Foreign Policy / Gov. Officials / National Security

In Soviet Russia, the news makes you: competing portrayals of the spy scandal

As if US-Russian relations weren’t already complicated enough, a breaking spy scandal has resulted in the expulsion of Ryan Christopher Fogle, a junior diplomat at the US Embassy in Moscow, who allegedly attempted to recruit a Russian intelligence officer to spy for the CIA.

Reading the American and Russian press in the wake of the Fogle affair, one is left with two distinct impressions of the spy scandal. Both Western and Russian media coverage ridicule the sloppy, beyond-primitive tradecraft of the alleged CIA operative, but the similarities end there.  Most Russian media conclude that the wigs, cash, compass, and incriminating letter are indisputable proof that Fogle intended to recruit the Russian intelligence officer.  For the American media, such “proof” makes it hard to buy that Fogle was acting on behalf of the CIA and easier to believe that the incident was a setup.

Pointing to the instant availability of photos and video of the detention, some skeptical observers claim that this scandal plays into the hands of the Kremlin just a little too easily. Prominent Russian news agencies, including Kommersant, Rossiya 24, and Pravda.ru, have expressed indignation at the Western press for doubting or otherwise laughing off the allegations that Fogle was working for the CIA.

Much like the scandal itself, tossing around accusations and conspiracy theories does nothing for US-Russian relations; however, one can’t help but notice how this incident coincides with key events that impact cooperation between the two countries:

  1. Secretary Kerry’s Moscow visit: Secretary of State John Kerry met with Russian President Vladimir Putin and Foreign Minister Sergei Lavrov just weeks earlier. The leaders agreed to host talks to resolve the conflict in Syria.
  2. Heightened US interest in the North Caucasus: Since the Boston Marathon bombing, US intelligence agencies have been piecing together the Tsarnaev brothers’ path to radicalization, paying particular attention to Tamerlan Tsarnaev’s 2012 trip to Dagestan. The agent that Fogle allegedly tried to recruit was a North Caucasus specialist. This seems to fly in the face of any progress that FBI Director Robert Mueller’s recent visit to Moscow may have made.
  3. Ambassador McFaul’s Twitter Q&A: As news of the incident broke, US Ambassador to Russia Michael McFaul had just begun a live Q&A session on Twitter, during which he answered questions from followers in Russian and English.  This was likely an attempted PR boost for the ambassador, who has been unpopular with the Kremlin since meeting with opposition members before the 2012 election.

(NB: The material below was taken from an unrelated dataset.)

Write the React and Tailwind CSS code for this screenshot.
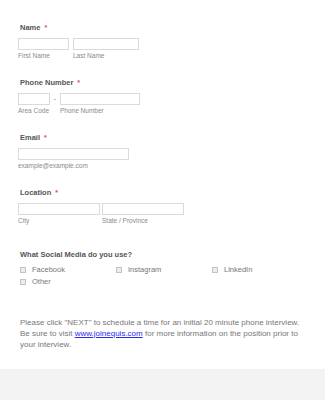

Given the timing and circumstances of the case, it’s easy to see why Western observers have expressed their doubts.  However, the Russian press is also justified in its indignation. When journalist Arkady Mamontov exposed the UK for using a fake rock to exchange information between diplomats and agents in a 2006 TV program, the British Foreign Office and media alike dismissed his claims as ludicrous.  He was vindicated in January 2012 when former Blair aide Jonathan Powell admitted that the rock was, in fact, real.

As NYU professor and Russia expert Mark Galeotti points out, Russia could have expelled Fogle without all the fuss; after all, it’s no revelation that the two countries spy on each other. (Russian officials are now claiming that they quietly showed another US operative the door earlier this year.) Although both sides predict that this will not affect long-term US-Russian relations, the decision to publicize the incident certainly doesn’t help in the short term. And while it may not damage international efforts like Syria, it will have a lasting effect on the opinions of ordinary Russians and Americans.